Archive for February, 2011

My First Retreat (By Fischer-Price)

A while back, I had posted about starting a meditation practice.  I’ve been continuing on that practice since then and have a nice daily practice of it now.  As I’ve been noticing the changes having such a daily practice has had for me, I’ve been wanting to attend a retreat to see what one was like.  I had a bit of an idea of what I’d experience from listening to Dharma talks and from listening to the experiences of my fellow Dharma Punx at Profound Existence and I really liked what I heard.  And having just recently come out of a relationship, when I saw that the retreat was named “Resting the Weary Heart and Mind”, I was pretty much sold.  So this past weekend (25 Feb 2011 – 27 Feb 2011), I went on my first meditation retreat at the Insight Meditation Society’s Retreat Center.

The way this particular retreat worked is you arrive mid to late Friday afternoon, get settled in, have dinner and then start in on the retreat Friday night once all of the paperwork and jobs are assigned (each participant in the retreat gets a housekeeping job as a way to practice mindfulness in an everyday task).  Once that was settled, we had our first sit and meeting with the teachers around 8:30.  At which point, we undertook a vow of silence for the weekend, to help us keep focused on being mindful and reduce distractions.

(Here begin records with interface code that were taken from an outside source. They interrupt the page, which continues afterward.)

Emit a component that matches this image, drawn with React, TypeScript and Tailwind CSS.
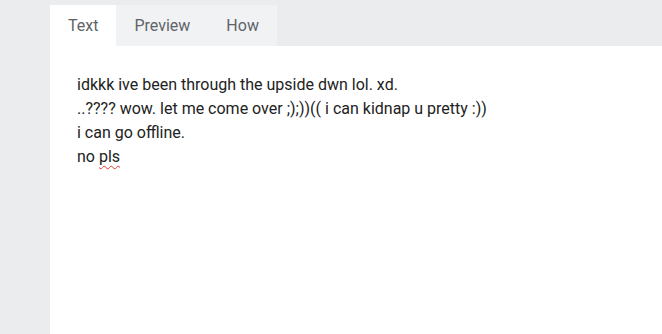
export default function App() {
  const tabs = ["Text", "Preview", "How"];
  return (
    <div
      className="flex h-[334px] w-[662px] flex-col bg-[#ebecee] pl-[50px] pt-[5px]"
      style={{ fontFamily: "Roboto, 'Liberation Sans', sans-serif" }}
    >
      <div className="flex h-[41px]">
        {tabs.map((t, i) => (
          <div
            key={t}
            className={`flex items-center px-[18px] text-[16px] text-[#5f6368] ${
              i === 0 ? "bg-white" : "bg-[#f1f2f4]"
            }`}
          >
            {t}
          </div>
        ))}
      </div>
      <div className="flex-1 bg-white px-[27px] pt-[27px] text-[16px] leading-[24px] text-[#222]">
        <p>idkkk ive been through the upside dwn lol. xd.</p>
        <p>..???? wow. let me come over ;);))(( i can kidnap u pretty :))</p>
        <p>i can go offline.</p>
        <p>
          no{" "}
          <span className="underline decoration-[#e53935] decoration-wavy decoration-1 underline-offset-[3px]">
            pls
          </span>
        </p>
      </div>
    </div>
  );
}
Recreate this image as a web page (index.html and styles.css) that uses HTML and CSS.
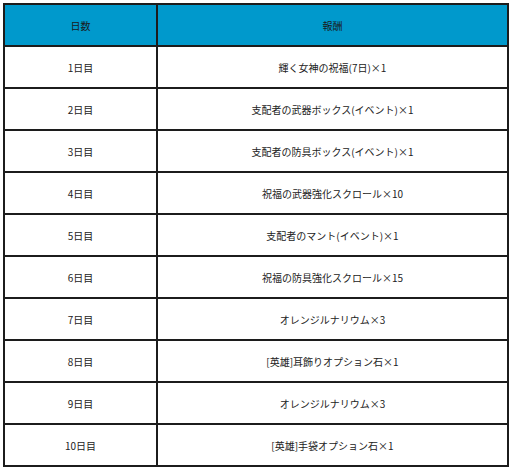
FILE: index.html
```
<!DOCTYPE html>
<html lang="ja">
<head>
<meta charset="utf-8">
<link rel="stylesheet" href="styles.css">
</head>
<body>
<table class="reward">
<thead>
<tr><th class="day">日数</th><th>報酬</th></tr>
</thead>
<tbody>
<tr><td>1日目</td><td>輝く女神の祝福(7日)×1</td></tr>
<tr><td>2日目</td><td>支配者の武器ボックス(イベント)×1</td></tr>
<tr><td>3日目</td><td>支配者の防具ボックス(イベント)×1</td></tr>
<tr><td>4日目</td><td>祝福の武器強化スクロール×10</td></tr>
<tr><td>5日目</td><td>支配者のマント(イベント)×1</td></tr>
<tr><td>6日目</td><td>祝福の防具強化スクロール×15</td></tr>
<tr><td>7日目</td><td>オレンジルナリウム×3</td></tr>
<tr><td>8日目</td><td>[英雄]耳飾りオプション石×1</td></tr>
<tr><td>9日目</td><td>オレンジルナリウム×3</td></tr>
<tr><td>10日目</td><td>[英雄]手袋オプション石×1</td></tr>
</tbody>
</table>
</body>
</html>
```
FILE: styles.css
```
html, body {
  margin: 0;
  padding: 0;
  background: #ffffff;
}
body {
  padding: 3px;
  font-family: "Noto Sans CJK JP", "Liberation Sans", sans-serif;
  font-size: 10px;
  color: #222;
}
.reward {
  border-collapse: collapse;
  width: 506px;
  table-layout: fixed;
}
.reward th, .reward td {
  border: 2px solid #1c1c1c;
  height: 40px;
  padding: 0;
  text-align: center;
  vertical-align: middle;
  font-weight: normal;
}
.reward th {
  background: #0099cc;
  color: #1a1a1a;
}
.reward th.day {
  width: 151px;
}
```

The weekend was basically a series of sitting and walking meditations with some instruction and Dharma talks mixed in with the sitting meditation.  Saturday was pretty much all sitting and walking meditation outside of meal times.  While I was aware that the retreat was basically a structured schedule for meditation, it’s something else to see it on paper and experience it.  It never actually felt overwhelming, but once I stood face to face with it, the thought did cross my mind ;)

Even with that being said, I really enjoyed the weekend.  Due to all of the focus on mindfulness, Saturday felt like one of the longest days I’ve experienced.  Time really seemed to slow down when you’re working at being present in every moment of the day.  In particular, somewhere in a mid-afternoon sit on Saturday, when we were focusing on sounds, my mind really seemed to slow down or take a step back. All of the sudden, the thoughts that always pop into your head didn’t show up as often, and I was much more aware of them when they did rather than getting lost in a thought and realizing minutes later where my attention was.  This image of an expansive black circle popped into my head during that time, as if the awareness and newer degree of quiet were related.  Like the circle represented the mind as a blank slate, and the thoughts would float up into the bottom of the circle, get acknowledged as thoughts and fade away.  From then until our break for dinner, the mind pretty much stayed in this state even through a walking meditation.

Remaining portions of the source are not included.